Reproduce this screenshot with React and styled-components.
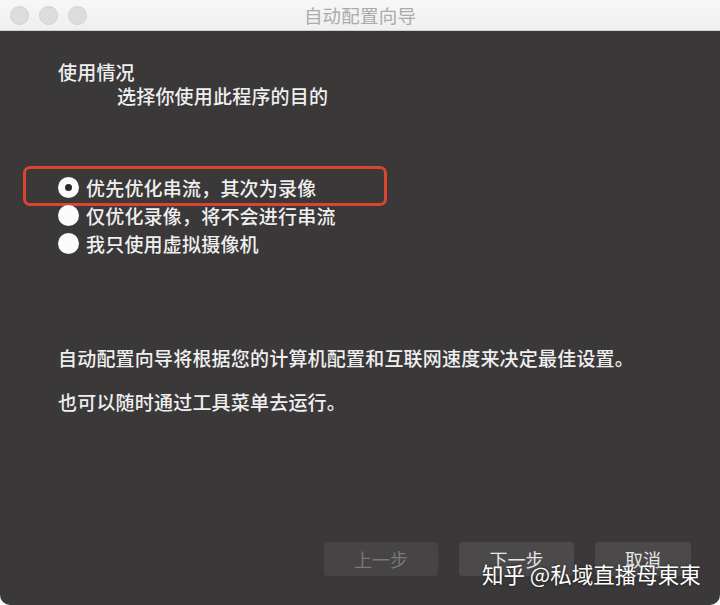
import React, { useState } from "react";
import styled, { createGlobalStyle } from "styled-components";

const GlobalStyle = createGlobalStyle`
  html, body {
    margin: 0;
    padding: 0;
    background: #ffffff;
  }
  body {
    font-family: "Noto Sans CJK SC", "Noto Sans", sans-serif;
  }
`;

// window frame
const Window = styled.div`
  position: relative;
  width: 720px;
  height: 605px;
  display: flex;
  flex-direction: column;
  background: #3b3839;
  border-radius: 0 0 10px 10px;
  overflow: hidden;
`;

const TitleBar = styled.div`
  height: 31px;
  flex-shrink: 0;
  display: flex;
  align-items: center;
  position: relative;
  background: linear-gradient(#f7f7f7, #efefef);
  border-bottom: 1px solid #cfcfcf;
  box-sizing: border-box;
`;

const Lights = styled.div`
  display: flex;
  gap: 10px;
  padding-left: 10px;
`;

const Light = styled.span`
  width: 19px;
  height: 19px;
  border-radius: 50%;
  background: #dddddd;
  border: 1px solid #d2d2d2;
  box-sizing: border-box;
`;

const Title = styled.div`
  flex: 1;
  text-align: center;
  margin-right: 87px;
  font-size: 18.5px;
  color: #ababab;
  letter-spacing: 0.2px;
`;

const Body = styled.div`
  flex: 1;
  display: flex;
  flex-direction: column;
  padding: 0 29px 29px 58px;
  color: #efefef;
  font-size: 19px;
  letter-spacing: 0.2px;
  font-weight: 500;
`;

const Heading = styled.div`
  margin-top: 29px;
  line-height: 24px;
`;

const SubHeading = styled.div`
  line-height: 24px;
  padding-left: 59px;
`;

const Options = styled.div`
  margin-top: 65px;
  display: flex;
  flex-direction: column;
`;

const Option = styled.label`
  position: relative;
  height: 28px;
  display: flex;
  align-items: center;
  gap: 7px;
  cursor: pointer;

  ${(p) =>
    p.$marked &&
    `
    &::after {
      content: "";
      position: absolute;
      left: -35px;
      top: -7px;
      width: 364px;
      height: 40px;
      border: 3px solid #d9452f;
      border-radius: 7px;
      box-sizing: border-box;
      pointer-events: none;
    }
  `}
`;

const Radio = styled.span`
  width: 21px;
  height: 21px;
  border-radius: 50%;
  background: #fbfbfb;
  display: flex;
  align-items: center;
  justify-content: center;
  flex-shrink: 0;

  &::before {
    content: "";
    width: 7px;
    height: 7px;
    border-radius: 50%;
    background: ${(p) => (p.$on ? "#2a2a2a" : "transparent")};
  }
`;

const Para = styled.p`
  margin: ${(p) => p.$top}px 0 0;
  line-height: 24px;
`;

const Footer = styled.div`
  margin-top: auto;
  display: flex;
  justify-content: flex-end;
  gap: 21px;
`;

const Button = styled.button`
  width: ${(p) => p.$w}px;
  height: 34px;
  border: none;
  border-radius: 4px;
  background: ${(p) => (p.disabled ? "#474445" : "#4c494a")};
  color: ${(p) => (p.disabled ? "#7a7778" : "#e6e6e6")};
  font-family: inherit;
  font-size: 18px;
  padding: 0;
`;

const Watermark = styled.div`
  position: absolute;
  left: 482px;
  top: 559px;
  color: #ffffff;
  font-size: 21.5px;
  line-height: 30px;
  white-space: nowrap;
  text-shadow: 0 0 3px rgba(0, 0, 0, 0.6);
`;

const options = [
  "优先优化串流，其次为录像",
  "仅优化录像，将不会进行串流",
  "我只使用虚拟摄像机",
];

export default function App() {
  const [picked, setPicked] = useState(0);

  return (
    <>
      <GlobalStyle />
      <Window>
        <TitleBar>
          <Lights>
            <Light />
            <Light />
            <Light />
          </Lights>
          <Title>自动配置向导</Title>
        </TitleBar>
        <Body>
          <Heading>使用情况</Heading>
          <SubHeading>选择你使用此程序的目的</SubHeading>
          <Options>
            {options.map((text, i) => (
              <Option key={i} $marked={i === 0} onClick={() => setPicked(i)}>
                <Radio $on={picked === i} />
                {text}
              </Option>
            ))}
          </Options>
          <Para $top={89}>自动配置向导将根据您的计算机配置和互联网速度来决定最佳设置。</Para>
          <Para $top={20}>也可以随时通过工具菜单去运行。</Para>
          <Footer>
            <Button $w={114} disabled>上一步</Button>
            <Button $w={115}>下一步</Button>
            <Button $w={96}>取消</Button>
          </Footer>
        </Body>
        <Watermark>知乎 @私域直播母東東</Watermark>
      </Window>
    </>
  );
}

━━━━━━━━━━

→ **Task to complete**: Look above for every line with the word "React" and copy it.

→ **Completed task**:
Reproduce this screenshot with React and styled-components.
import React, { useState } from "react";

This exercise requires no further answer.